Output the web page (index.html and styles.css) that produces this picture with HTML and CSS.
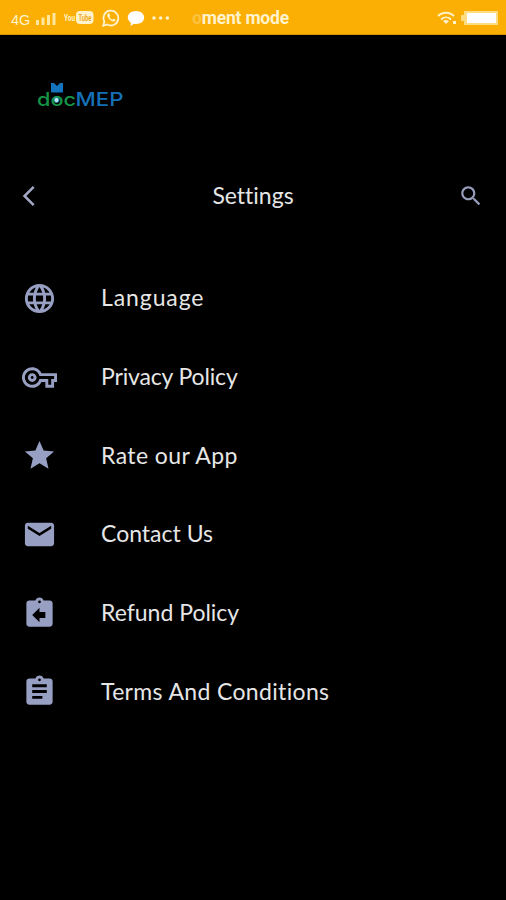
FILE: index.html
```
<!DOCTYPE html>
<html lang="en">
<head>
	<meta charset="UTF-8">
	<title>Settings</title>
	<link rel="stylesheet" href="styles.css">
</head>
<body>
	<div class="statusBar">
		<span class="network">4G</span>
		<svg class="signal" width="20" height="14" viewBox="0 0 20 14"><path d="M0 8h3v5H0zM5.500 5.500h3V13h-3zM11 3h3v10h-3zM16.500 1h3v12h-3z"/></svg>
		<svg class="youtube" width="30" height="14" viewBox="0 0 30 14">
			<rect x="12" y="0" width="17.500" height="13" rx="4"/>
			<text x="0" y="10" font-size="9" textLength="11" lengthAdjust="spacingAndGlyphs">You</text>
			<text class="tube" x="14.500" y="10" font-size="9" textLength="13" lengthAdjust="spacingAndGlyphs">Tube</text>
		</svg>
		<svg class="whatsapp" width="18" height="18" viewBox="0 0 18 18">
			<path class="ring" d="M1.200 16.800l1.200-4.200A7.400 7.400 0 1 1 5.300 15.500z"/>
			<path d="M6.200 4.500c-1.500 1-1.200 3 .8 5.300s4.400 3.700 6 2.200c.7-.7.6-1.200.1-1.500l-1.500-.8c-.5-.2-.8.900-1.200.8C9 10.100 7.800 8.800 7.500 7.900c.1-.4.900-.8.700-1.300l-.8-1.800c-.2-.4-.7-.6-1.200-.3z"/>
		</svg>
		<svg class="bubble" width="18" height="17" viewBox="0 0 18 17"><path d="M9 1c4.700 0 8.200 2.800 8.200 6.500S13.700 14 9 14c-.8 0-1.500-.1-2.200-.2L3.600 16l.2-3.500C1.900 11.300.8 9.500.8 7.500.8 3.800 4.300 1 9 1z"/></svg>
		<svg class="dots" width="18" height="4" viewBox="0 0 18 4"><circle cx="2" cy="2" r="1.800"/><circle cx="8.700" cy="2" r="1.800"/><circle cx="15.400" cy="2" r="1.800"/></svg>
		<span class="ticker"><span class="fade">o</span>ment mode</span>
		<svg class="wifi" width="20" height="14" viewBox="0 0 20 14">
			<path class="arc" d="M1 5.200c4.500-4.600 11.500-4.600 16 0M4 8.500c3-2.800 7-2.800 10 0"/>
			<path d="M9 13l-3-3c1.800-1.500 4.200-1.500 6 0zM16 10h3v3h-3z"/>
		</svg>
		<svg class="battery" width="38" height="16" viewBox="0 0 38 16">
			<path class="case" d="M0 5h3V1h34v14H3v-4H0z"/>
			<rect class="level" x="6" y="3" width="29" height="10"/>
		</svg>
	</div>

	<div class="brand">
		<svg width="88" height="28" viewBox="0 0 88 28">
			<path class="blue" d="M14 1h3l3 3 3-3h3v9.500H14z"/>
			<text class="doc" x="0" y="23.500" textLength="39" lengthAdjust="spacingAndGlyphs">doc</text>
			<text class="mep" x="38.500" y="23.500" textLength="48" lengthAdjust="spacingAndGlyphs">MEP</text>
			<circle class="lens" cx="19.500" cy="18" r="2.500"/>
		</svg>
	</div>

	<div class="header">
		<svg class="back" width="14" height="22" viewBox="0 0 14 22"><path d="M11.700 1.800L2.500 11l9.200 9.200"/></svg>
		<div class="title">Settings</div>
		<svg class="search" width="26" height="26" viewBox="0 0 24 24"><path d="M15.500 14h-.79l-.28-.27C15.410 12.590 16 11.110 16 9.500 16 5.910 13.090 3 9.500 3S3 5.910 3 9.500 5.910 16 9.500 16c1.610 0 3.090-.59 4.230-1.570l.27.28v.79l5 4.990L20.490 19l-4.990-5zm-6 0C7.010 14 5 11.990 5 9.500S7.010 5 9.500 5 14 7.010 14 9.500 11.990 14 9.500 14z"/></svg>
	</div>

	<div class="menu">
		<div class="item">
			<svg class="icon" viewBox="0 0 24 24"><path d="M11.990 2C6.470 2 2 6.480 2 12s4.470 10 9.990 10C17.520 22 22 17.520 22 12S17.520 2 11.990 2zm6.930 6h-2.950c-.32-1.250-.78-2.450-1.380-3.560 1.840.63 3.370 1.910 4.330 3.560zM12 4.040c.83 1.200 1.480 2.530 1.910 3.960h-3.820c.43-1.430 1.080-2.760 1.910-3.960zM4.260 14C4.100 13.360 4 12.690 4 12s.1-1.360.26-2h3.380c-.08.66-.14 1.320-.14 2s.06 1.340.14 2H4.260zm.82 2h2.950c.32 1.250.78 2.450 1.380 3.560-1.840-.63-3.370-1.900-4.330-3.560zm2.950-8H5.080c.96-1.660 2.490-2.930 4.330-3.560C8.810 5.550 8.350 6.750 8.030 8zM12 19.960c-.83-1.200-1.480-2.530-1.910-3.960h3.820c-.43 1.430-1.080 2.760-1.910 3.960zM14.340 14H9.660c-.09-.66-.16-1.320-.16-2s.07-1.350.16-2h4.680c.09.65.16 1.320.16 2s-.07 1.340-.16 2zm.25 5.560c.6-1.110 1.060-2.310 1.380-3.560h2.950c-.96 1.650-2.490 2.930-4.330 3.560zM16.360 14c.08-.66.14-1.320.14-2s-.06-1.340-.14-2h3.380c.16.64.26 1.310.26 2s-.1 1.360-.26 2h-3.380z"/></svg>
			<span class="label language">Language</span>
		</div>
		<div class="item">
			<svg class="icon" viewBox="0 0 24 24"><path d="M22 19h-6v-4h-2.680c-1.140 2.420-3.600 4-6.320 4-3.860 0-7-3.140-7-7s3.140-7 7-7c2.720 0 5.170 1.580 6.320 4H24v6h-2v4zm-4-2h2v-4h2v-2H11.940l-.23-.67C11.010 8.340 9.110 7 7 7c-2.760 0-5 2.240-5 5s2.240 5 5 5c2.110 0 4.010-1.340 4.710-3.330l.23-.67H18v4zM7 15c-1.650 0-3-1.350-3-3s1.350-3 3-3 3 1.350 3 3-1.350 3-3 3zm0-4c-.55 0-1 .45-1 1s.45 1 1 1 1-.45 1-1-.45-1-1-1z"/></svg>
			<span class="label privacy">Privacy Policy</span>
		</div>
		<div class="item">
			<svg class="icon" viewBox="0 0 24 24"><path d="M12 17.270L18.180 21l-1.640-7.030L22 9.240l-7.190-.61L12 2 9.190 8.630 2 9.240l5.460 4.730L5.820 21z"/></svg>
			<span class="label rate">Rate our App</span>
		</div>
		<div class="item">
			<svg class="icon" viewBox="0 0 24 24"><path d="M20 4H4c-1.100 0-1.990.9-1.990 2L2 18c0 1.100.9 2 2 2h16c1.100 0 2-.9 2-2V6c0-1.100-.9-2-2-2zm0 4l-8 5-8-5V6l8 5 8-5v2z"/></svg>
			<span class="label contact">Contact Us</span>
		</div>
		<div class="item">
			<svg class="icon" viewBox="0 0 24 24"><path d="M19 3h-4.180C14.400 1.840 13.300 1 12 1c-1.300 0-2.400.84-2.820 2H5c-1.100 0-2 .9-2 2v14c0 1.100.9 2 2 2h14c1.100 0 2-.9 2-2V5c0-1.100-.9-2-2-2zm-7 0c.55 0 1 .45 1 1s-.45 1-1 1-1-.45-1-1 .45-1 1-1zm4 12h-4v3l-5-5 5-5v3h4v4z"/></svg>
			<span class="label refund">Refund Policy</span>
		</div>
		<div class="item">
			<svg class="icon" viewBox="0 0 24 24"><path d="M19 3h-4.180C14.400 1.840 13.300 1 12 1c-1.300 0-2.400.84-2.820 2H5c-1.100 0-2 .9-2 2v14c0 1.100.9 2 2 2h14c1.100 0 2-.9 2-2V5c0-1.100-.9-2-2-2zm-7 0c.55 0 1 .45 1 1s-.45 1-1 1-1-.45-1-1 .45-1 1-1zm2 14H7v-2h7v2zm3-4H7v-2h10v2zm0-4H7V7h10v2z"/></svg>
			<span class="label terms">Terms And Conditions</span>
		</div>
	</div>
</body>
</html>
```
FILE: styles.css
```
html, body {
	height: 100%;
	margin: 0;
	padding: 0;
}
body {
	background: #000;
	color: #e6e6e6;
	font-family: Lato, "Open Sans", sans-serif;
	font-variant-ligatures: none;
	overflow: hidden;
}
svg {
	display: block;
	flex: none;
}
.statusBar {
	display: flex;
	align-items: center;
	box-sizing: border-box;
	height: 35px;
	padding: 2px 7px 0 11px;
	background: #fbae03;
	border-bottom: 1px solid #d79504;
	color: #fff3cd;
	fill: #fff3cd;
	font-family: Roboto, sans-serif;
}
.network {
	width: 20px;
	padding-top: 3px;
	font-family: "Liberation Sans", sans-serif;
	font-size: 14.5px;
}
.signal {
	margin: 2px 0 0 5px;
	fill: #ffe7a0;
}
.youtube {
	margin-left: 8px;
	font-weight: bold;
}
.tube {
	fill: #f0a91c;
}
.whatsapp {
	margin-left: 8px;
}
.ring, .arc {
	fill: none;
	stroke: #fff3cd;
	stroke-width: 1.8;
}
.bubble {
	margin-left: 7px;
	fill: #fff;
}
.dots {
	margin-left: 7px;
}
.ticker {
	margin-left: 22px;
	font-size: 17.5px;
	font-weight: bold;
	letter-spacing: -0.2px;
	white-space: nowrap;
}
.fade {
	opacity: 0.3;
}
.wifi {
	margin-left: auto;
}
.battery {
	margin-left: 4px;
}
.case {
	fill: #ffdc82;
}
.level {
	fill: #fff;
}
.brand {
	padding: 47px 0 0 37px;
}
.blue {
	fill: #1373bd;
}
.doc, .mep {
	font-family: Inter, sans-serif;
	font-size: 18px;
	font-weight: 500;
}
.doc {
	fill: #159447;
}
.mep {
	fill: #1570b8;
}
.lens {
	fill: #c5e6ee;
	stroke: #178aa0;
	stroke-width: 1;
}
.header {
	display: flex;
	align-items: center;
	justify-content: space-between;
	height: 50px;
	margin-top: 61px;
	padding: 0 22px;
}
.back {
	fill: none;
	stroke: #a3a8c3;
	stroke-width: 2.5;
}
.title {
	padding: 0 0 3px 12px;
	font-size: 23px;
}
.search {
	fill: #979dbb;
}
.menu {
	margin-top: 38px;
}
.item {
	display: flex;
	align-items: center;
	height: 78.7px;
	padding-left: 22px;
}
.icon {
	width: 35px;
	height: 35px;
	fill: #979fc3;
}
.label {
	margin-left: 44px;
	padding-bottom: 2px;
	font-size: 23px;
	line-height: 28px;
	white-space: nowrap;
}
.language {
	letter-spacing: 0.9px;
}
.privacy {
	letter-spacing: -0.15px;
}
.rate {
	letter-spacing: 0.4px;
}
.terms {
	letter-spacing: 0.35px;
}
```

#####

WHAT YOU WILL DO :: Copy in full each line that holds the word "index".

OUTPUT BELOW ::
Output the web page (index.html and styles.css) that produces this picture with HTML and CSS.
FILE: index.html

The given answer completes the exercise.